Bitcoin berhasil memutus tren negatif selama tiga tahun berturut-turut pada periode musim panas, namun kini memasuki bulan yang sering dianggap sebagai periode paling suram, yaitu “September Merah.” Julukan ini bukan tanpa alasan. Sejak tahun 2013, performa Bitcoin di bulan September rata-rata mencatat penurunan sekitar –3,77%, menjadikannya bulan dengan kinerja terlemah sepanjang sejarah aset digital ini. Bahkan, pada 2017 dan 2021, Tiongkok memberlakukan larangan besar terhadap kripto yang semakin memperkuat reputasi September sebagai bulan penuh tekanan.
Rentetan hasil negatif terlihat jelas pada enam tahun berturut-turut dari 2017 hingga 2022, ketika setiap September ditutup dengan kerugian. Namun situasi mulai berubah pada 2023. Bitcoin akhirnya membukukan kenaikan pada September untuk pertama kalinya sejak lama, dan momentum itu berlanjut pada 2024 dengan lonjakan 7,29%—rekor terbaik sepanjang sejarah bulan tersebut. Fenomena ini membuat sebagian analis mulai melihat kemungkinan bahwa kutukan “September Merah” tidak lagi sekuat sebelumnya.
Jika ditarik ke pasar tradisional, pola serupa juga terlihat pada indeks saham S&P 500. September kerap menjadi bulan terlemah karena para investor biasanya kembali dari liburan musim panas dengan sikap lebih berhati-hati, sembari melakukan penyesuaian portofolio menjelang kuartal akhir. Namun kabar baiknya, tren negatif di September sering berganti arah pada Oktober. Bulan ini bahkan dijuluki “Uptober,” karena selama enam tahun terakhir hampir selalu mencatatkan kenaikan harga Bitcoin, hanya dua kali mengalami kerugian sepanjang sejarah.

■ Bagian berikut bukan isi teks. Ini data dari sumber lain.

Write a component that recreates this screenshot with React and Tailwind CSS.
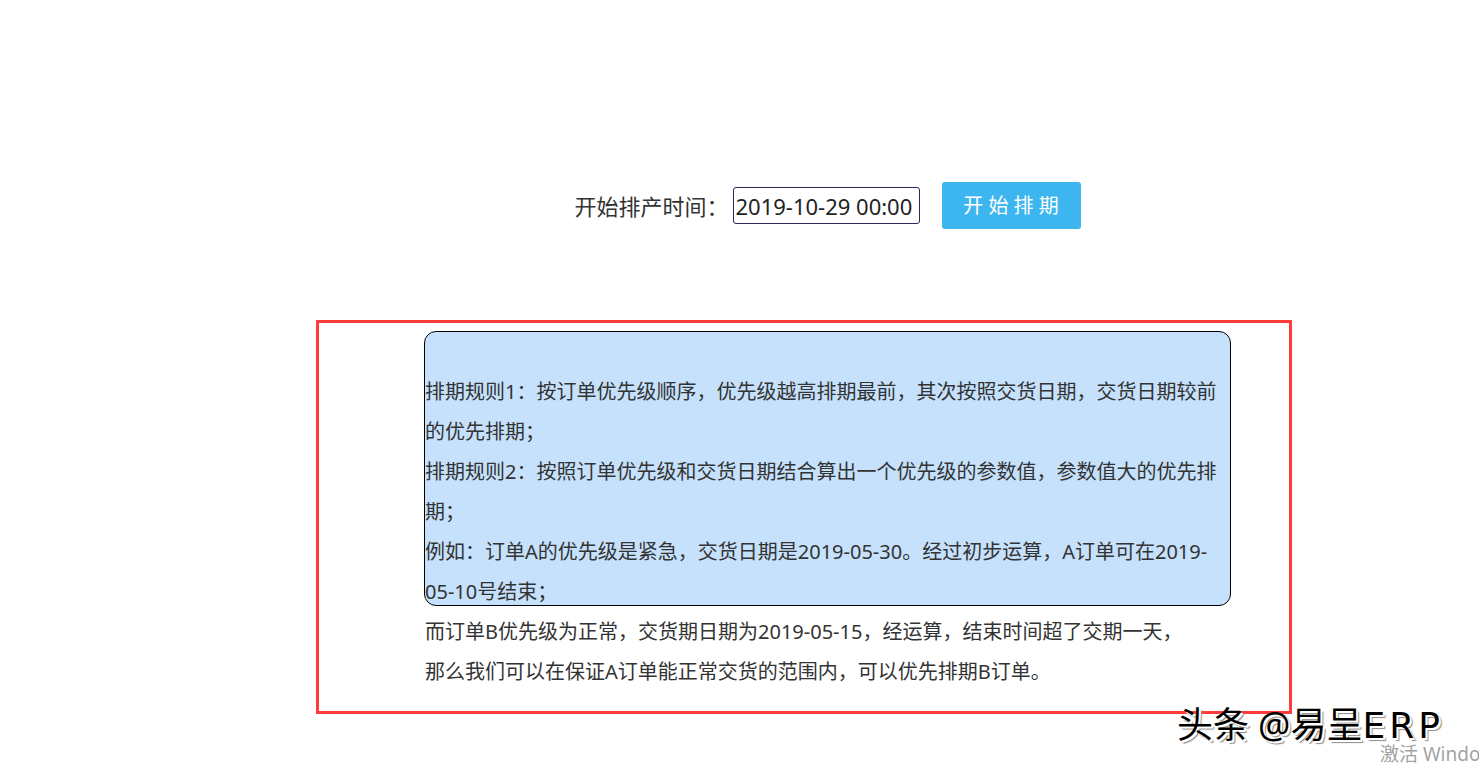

Perjalanan panjang Bitcoin menunjukkan bagaimana regulasi, sentimen makroekonomi, hingga inovasi produk investasi berperan besar membentuk tren musiman ini. Pada 2017, ledakan ICO memicu aksi keras pemerintah Tiongkok dan Korea Selatan, yang kemudian mengawali “crypto winter” pertama. Tahun-tahun berikutnya, kabar buruk seperti rencana Goldman Sachs yang dikabarkan meninggalkan meja perdagangan kripto, debut Bakkt yang mengecewakan, hingga larangan baru dari Tiongkok terus menambah tekanan. Pandemi COVID-19 sempat memberi napas baru, namun kembali berbalik pada 2021 dan 2022 akibat larangan tambang kripto serta kenaikan suku bunga The Fed.
Tren mulai berbalik pada 2023 berkat keputusan pengadilan AS yang memaksa SEC meninjau kembali penolakan terhadap ETF Bitcoin spot. Keputusan ini memicu optimisme baru yang terbukti benar ketika ETF spot akhirnya disetujui pada Januari 2024. Volume perdagangan miliaran dolar per hari memperkuat peran ETF ini sebagai pintu masuk modal institusional. Bersamaan dengan itu, The Fed juga memulai pemangkasan suku bunga pertama sejak 2020, semakin memperkokoh momentum positif Bitcoin.
Kini memasuki September 2025, Bitcoin kembali diuji sejarah. Namun kondisi kali ini terlihat lebih menjanjikan. ETF spot tetap aktif dengan likuiditas tinggi, perusahaan-perusahaan mulai mengadopsi strategi kas berbasis Bitcoin, dan rumor pelonggaran regulasi di Tiongkok ikut menambah spekulasi positif. Ditambah lagi, sikap dovish Jerome Powell dalam pidato terakhirnya di Jackson Hole membuka peluang pemangkasan suku bunga baru pada pertemuan FOMC pertengahan September. Faktor-faktor ini memberi harapan bahwa Bitcoin bisa kembali menepis kutukan “September Merah” dan melanjutkan tren kenaikan.